Another connection between 5s and lean manufacturing can be seen in the application of the second factor in the 5s, which is essentially a requirement to straighten out the work place. What this means is that it will greatly contribute to a reduction in wasted labor if items are placed in an orderly manner so that they are not in the way and so that people know where to find them when they are needed. This is opposed to looking for items in an environment where everything is scattered, an exercise that is not only wasteful of energy but that also leads to time wastage.
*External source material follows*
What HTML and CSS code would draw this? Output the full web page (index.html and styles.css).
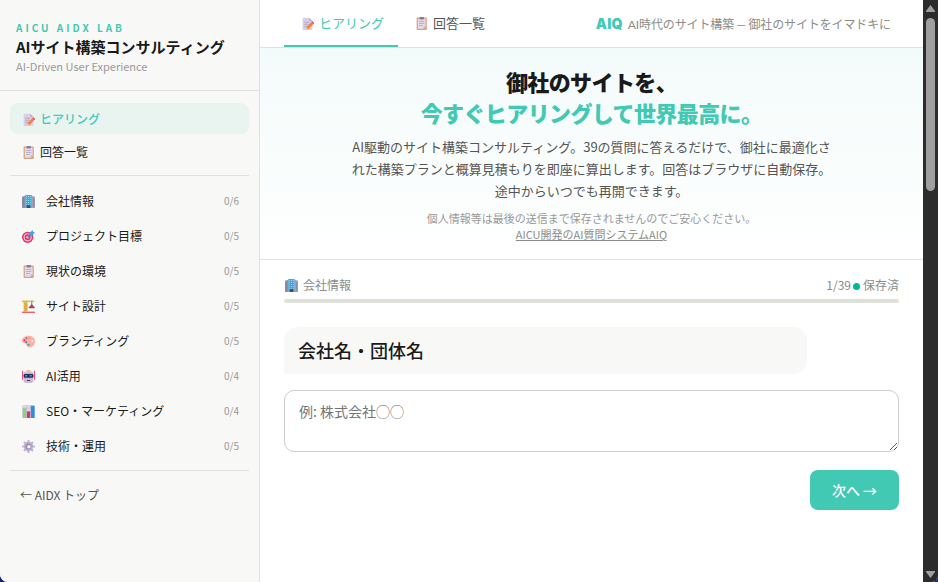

The third factor would be for the company to sweep the area, meaning that old or worn out parts and machinery will be changed, and the whole area will be generally refurbished or brought up to modern standards where necessary. For example, if there are new equipment that can help speed up the manufacturing process, the previous equipment can be replaced in order to help in the maximization of the lean manufacturing process. This leads to the fourth factor of standardizing the methods that work best for the organization.The other factor in the 5s is to ensure that the momentum that has been established through the previous steps are sustained and ingrained in the corporate culture of the organization.